Extract from the listing each line in which the word "components" appears.

━━━━

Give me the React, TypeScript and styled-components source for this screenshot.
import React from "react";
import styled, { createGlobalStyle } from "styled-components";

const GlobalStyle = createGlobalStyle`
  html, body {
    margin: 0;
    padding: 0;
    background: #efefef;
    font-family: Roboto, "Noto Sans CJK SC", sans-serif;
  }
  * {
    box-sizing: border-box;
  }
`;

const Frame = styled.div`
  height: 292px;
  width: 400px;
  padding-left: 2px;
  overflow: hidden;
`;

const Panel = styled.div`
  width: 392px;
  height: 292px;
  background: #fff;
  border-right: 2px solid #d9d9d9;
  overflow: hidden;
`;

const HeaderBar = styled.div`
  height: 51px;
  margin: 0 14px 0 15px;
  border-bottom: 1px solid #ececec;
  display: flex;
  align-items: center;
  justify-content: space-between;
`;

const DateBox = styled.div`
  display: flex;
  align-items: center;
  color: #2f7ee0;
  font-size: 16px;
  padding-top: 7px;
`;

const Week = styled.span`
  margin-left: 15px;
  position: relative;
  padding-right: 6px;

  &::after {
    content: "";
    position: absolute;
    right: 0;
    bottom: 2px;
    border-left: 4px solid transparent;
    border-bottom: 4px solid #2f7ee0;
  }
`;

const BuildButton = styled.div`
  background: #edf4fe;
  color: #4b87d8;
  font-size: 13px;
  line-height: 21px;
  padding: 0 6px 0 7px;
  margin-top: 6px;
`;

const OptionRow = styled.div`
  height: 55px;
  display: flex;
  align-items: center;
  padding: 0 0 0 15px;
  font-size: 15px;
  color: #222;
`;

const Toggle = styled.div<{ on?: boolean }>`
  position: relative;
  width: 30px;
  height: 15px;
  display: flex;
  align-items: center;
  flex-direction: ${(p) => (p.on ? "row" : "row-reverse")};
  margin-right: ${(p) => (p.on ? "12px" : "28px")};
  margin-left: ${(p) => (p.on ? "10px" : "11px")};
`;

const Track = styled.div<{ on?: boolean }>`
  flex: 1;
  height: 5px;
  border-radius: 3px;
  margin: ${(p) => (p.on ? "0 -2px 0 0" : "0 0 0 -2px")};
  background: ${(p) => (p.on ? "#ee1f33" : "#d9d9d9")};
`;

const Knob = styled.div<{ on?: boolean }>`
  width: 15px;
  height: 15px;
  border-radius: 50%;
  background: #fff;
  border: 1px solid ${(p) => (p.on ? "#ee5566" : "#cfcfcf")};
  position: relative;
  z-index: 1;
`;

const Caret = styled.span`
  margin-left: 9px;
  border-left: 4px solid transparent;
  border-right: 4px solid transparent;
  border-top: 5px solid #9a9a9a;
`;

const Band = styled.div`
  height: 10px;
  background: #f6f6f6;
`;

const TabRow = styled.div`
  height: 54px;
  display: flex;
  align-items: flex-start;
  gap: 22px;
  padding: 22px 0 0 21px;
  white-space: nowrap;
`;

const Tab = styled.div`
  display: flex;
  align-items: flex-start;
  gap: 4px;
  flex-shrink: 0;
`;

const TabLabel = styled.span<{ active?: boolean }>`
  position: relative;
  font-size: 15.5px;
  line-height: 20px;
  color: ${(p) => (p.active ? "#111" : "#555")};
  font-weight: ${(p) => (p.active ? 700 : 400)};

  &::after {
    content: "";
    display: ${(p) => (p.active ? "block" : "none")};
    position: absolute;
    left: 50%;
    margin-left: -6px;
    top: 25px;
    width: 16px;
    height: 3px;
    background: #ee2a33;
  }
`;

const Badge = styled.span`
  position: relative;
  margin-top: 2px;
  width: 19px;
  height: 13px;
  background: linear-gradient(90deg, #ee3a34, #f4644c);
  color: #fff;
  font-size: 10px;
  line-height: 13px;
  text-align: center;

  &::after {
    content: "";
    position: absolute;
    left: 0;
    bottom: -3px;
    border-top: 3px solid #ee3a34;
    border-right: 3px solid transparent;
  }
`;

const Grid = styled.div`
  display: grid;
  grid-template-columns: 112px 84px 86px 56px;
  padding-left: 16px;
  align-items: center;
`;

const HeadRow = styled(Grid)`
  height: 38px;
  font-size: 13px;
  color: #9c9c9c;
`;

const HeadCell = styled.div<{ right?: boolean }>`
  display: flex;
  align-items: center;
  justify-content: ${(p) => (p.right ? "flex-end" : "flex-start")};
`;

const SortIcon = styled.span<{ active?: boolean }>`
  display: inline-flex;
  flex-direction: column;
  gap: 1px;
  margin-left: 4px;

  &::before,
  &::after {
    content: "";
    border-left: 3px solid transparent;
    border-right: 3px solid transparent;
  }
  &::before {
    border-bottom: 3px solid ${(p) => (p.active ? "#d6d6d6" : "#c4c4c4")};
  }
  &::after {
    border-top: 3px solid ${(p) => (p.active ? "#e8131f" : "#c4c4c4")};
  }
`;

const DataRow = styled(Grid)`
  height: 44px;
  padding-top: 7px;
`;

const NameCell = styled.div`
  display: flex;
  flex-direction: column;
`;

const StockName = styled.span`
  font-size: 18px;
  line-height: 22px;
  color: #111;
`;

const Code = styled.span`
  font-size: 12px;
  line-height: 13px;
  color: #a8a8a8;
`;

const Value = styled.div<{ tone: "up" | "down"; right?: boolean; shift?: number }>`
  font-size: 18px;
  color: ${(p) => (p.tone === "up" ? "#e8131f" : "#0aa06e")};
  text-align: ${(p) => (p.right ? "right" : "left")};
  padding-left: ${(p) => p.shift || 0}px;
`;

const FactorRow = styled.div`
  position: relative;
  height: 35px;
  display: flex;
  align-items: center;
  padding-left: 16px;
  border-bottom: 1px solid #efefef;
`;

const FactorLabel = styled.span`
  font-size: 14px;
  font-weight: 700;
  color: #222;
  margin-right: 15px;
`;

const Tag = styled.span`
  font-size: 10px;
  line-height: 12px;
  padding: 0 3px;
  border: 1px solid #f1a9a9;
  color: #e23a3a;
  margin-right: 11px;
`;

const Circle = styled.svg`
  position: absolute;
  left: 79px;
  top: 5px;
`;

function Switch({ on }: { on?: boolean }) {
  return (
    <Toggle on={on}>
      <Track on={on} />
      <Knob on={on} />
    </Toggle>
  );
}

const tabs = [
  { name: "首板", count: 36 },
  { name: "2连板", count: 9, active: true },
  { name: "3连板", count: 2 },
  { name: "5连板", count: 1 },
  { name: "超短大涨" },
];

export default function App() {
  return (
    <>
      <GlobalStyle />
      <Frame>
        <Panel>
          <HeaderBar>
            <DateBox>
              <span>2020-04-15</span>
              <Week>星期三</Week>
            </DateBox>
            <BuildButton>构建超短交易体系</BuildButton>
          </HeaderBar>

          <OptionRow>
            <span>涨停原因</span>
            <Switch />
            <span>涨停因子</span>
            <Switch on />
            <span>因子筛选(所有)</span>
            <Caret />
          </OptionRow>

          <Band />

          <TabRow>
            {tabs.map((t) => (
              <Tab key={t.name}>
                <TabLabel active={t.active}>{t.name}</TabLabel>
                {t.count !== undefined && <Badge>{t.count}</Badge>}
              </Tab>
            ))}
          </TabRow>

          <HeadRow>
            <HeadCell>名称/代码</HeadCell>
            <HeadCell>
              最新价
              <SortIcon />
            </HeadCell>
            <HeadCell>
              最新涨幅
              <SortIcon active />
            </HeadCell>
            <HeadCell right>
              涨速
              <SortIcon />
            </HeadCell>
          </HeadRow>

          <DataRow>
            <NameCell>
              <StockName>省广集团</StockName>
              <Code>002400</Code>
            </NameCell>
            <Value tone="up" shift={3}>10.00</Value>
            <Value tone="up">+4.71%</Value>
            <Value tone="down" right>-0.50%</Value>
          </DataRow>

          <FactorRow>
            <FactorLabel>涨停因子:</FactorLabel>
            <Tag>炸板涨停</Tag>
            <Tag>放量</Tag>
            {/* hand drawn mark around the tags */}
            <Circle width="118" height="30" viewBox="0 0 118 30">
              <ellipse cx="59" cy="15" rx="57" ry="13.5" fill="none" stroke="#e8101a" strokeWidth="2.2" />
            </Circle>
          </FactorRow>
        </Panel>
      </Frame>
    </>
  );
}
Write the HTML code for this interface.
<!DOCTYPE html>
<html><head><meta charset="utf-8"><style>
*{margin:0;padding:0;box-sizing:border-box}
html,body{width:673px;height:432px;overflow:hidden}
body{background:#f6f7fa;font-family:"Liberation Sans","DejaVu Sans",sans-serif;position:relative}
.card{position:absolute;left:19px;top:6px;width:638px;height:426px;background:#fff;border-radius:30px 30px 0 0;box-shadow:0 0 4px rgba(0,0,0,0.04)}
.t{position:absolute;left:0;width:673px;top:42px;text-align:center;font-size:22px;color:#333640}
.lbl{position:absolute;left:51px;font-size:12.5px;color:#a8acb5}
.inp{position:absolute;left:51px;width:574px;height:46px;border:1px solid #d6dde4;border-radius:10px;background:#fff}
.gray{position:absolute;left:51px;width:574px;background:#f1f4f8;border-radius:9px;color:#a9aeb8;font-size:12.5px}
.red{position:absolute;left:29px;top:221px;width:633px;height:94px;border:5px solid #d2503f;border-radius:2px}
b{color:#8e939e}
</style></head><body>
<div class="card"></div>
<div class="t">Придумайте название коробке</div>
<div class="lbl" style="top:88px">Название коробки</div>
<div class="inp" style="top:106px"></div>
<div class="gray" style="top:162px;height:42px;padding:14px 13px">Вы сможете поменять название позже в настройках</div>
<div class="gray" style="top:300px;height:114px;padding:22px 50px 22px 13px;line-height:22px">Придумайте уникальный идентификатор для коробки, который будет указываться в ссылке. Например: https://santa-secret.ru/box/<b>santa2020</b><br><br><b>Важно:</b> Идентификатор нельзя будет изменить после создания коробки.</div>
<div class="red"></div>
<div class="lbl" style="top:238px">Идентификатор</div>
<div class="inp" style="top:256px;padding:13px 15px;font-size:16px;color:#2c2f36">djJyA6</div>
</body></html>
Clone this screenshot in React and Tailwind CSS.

━━━━

*RESULT:*
Give me the React, TypeScript and styled-components source for this screenshot.
import styled, { createGlobalStyle } from "styled-components";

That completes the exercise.